Jason Merrill wrote:
>Adam Butcher wrote:
>> The following examples produce
>> equivalent functions:
>>
>>    1.   [] (auto x, auto& y, auto const& z) { return x + y + z; }
>>    2.   [] <typename X, typename Y, typename Z> (X x, Y& y, Z const& z) { return x + y + z; }
>>    3.   [] <typename Y> (auto x, Y& y, auto const& z) { return x + y + z; }
>
> IMO #3 should not be equivalent to the others; the auto template parms
> should come after Y.  And I believe that's currently the case with your
> patch.
>
Sorry, I wasn't clear.  I meant that they generate the same function from the user's point of view, not that their
internals are the same.  I didn't mean to suggest that the order of their template parameters would be the same.  It
was meant to demonstrate that using 'auto' and specifying an explicit unique typename are equivalent from a client
point-of-view.  You are correct that in #3's case the generated lambda is equivalent to:

   [] <typename Y, typename __AutoT1, typename __AutoT2> (__AutoT1 x, Y& y, __AutoT2 const& z) { return x + y + z; }

Which is, from the user's perspective, equivalent to the lambda functions defined by #1 and #2, just that the order of
the template arguments are different.

I accept that this does give a different function signature in terms of template parameter indexes.  I've assumed that
explicit specialization of the call operator is not useful and therefore the user would never see the final template
parameter list and would not need to understand its ordering.

> If you save up all the auto parms until the end and then assign indices
> and adjust the parm vector then, that will avoid reallocating the vector
> each time.
>
Yes that would be better.

> But don't worry about tidying tree_node_counts; it just tracks how many
> of a particular tree code we create, not how many we currently have.
> Normal GC throws away lots of stuff without adjusting the counts.
>
Ah okay.  Would it be worth enhancing the tree-vec interface to include block reallocation with size doubling and end
marking to allow for more efficient reallocation?  Such a structural change maybe hidden by the macro front-end.  I
wonder how many uses of make_tree_vec don't ggcfree their previous tree-vec when using it in a 'realloc' way.

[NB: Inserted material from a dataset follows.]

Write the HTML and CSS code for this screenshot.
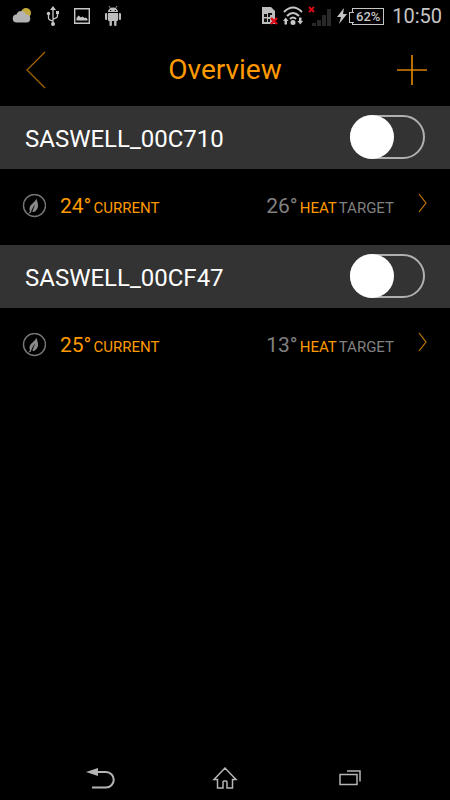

A quick grep for 'make_tree_vec\>' in gcc reveals about 80 uses, many of which with an arithmetic expression as its
argument.  I wonder how many of these might benefit from such an allocation scheme and how many would be impaired by
it?

Maybe its an insignificant issue.

>> +  /* XXX: Maybe to loop rather than recurse here? */
>
> At -O2, the GCC optimizers should convert tail recursion into looping.
>
Great, no worries there then.

>> +  if (type_dependent_expression_p (expr))
>> +    /* TODO: Should defer this until instantiation rather than using
>> +             decltype.  */
>> +    return_type = type_decays_to (non_reference (finish_decltype_type
>> +                  (expr, /*id_expression_or_member_access_p=*/false)));
>
> Definitely need to defer it; type_decays_to and non_reference don't work
> on DECLTYPE_TYPE.
>
I thought as much -- I assume it's just trying to strip non-existent qualifiers from `decltype(expr)' which amounts to
a no-op.

Thanks again for the feedback.  I'll try to get deferred return type deduction working when I get some time.  Working
through that will probably end up sorting some of the issues with dependent return type deduction inside templates.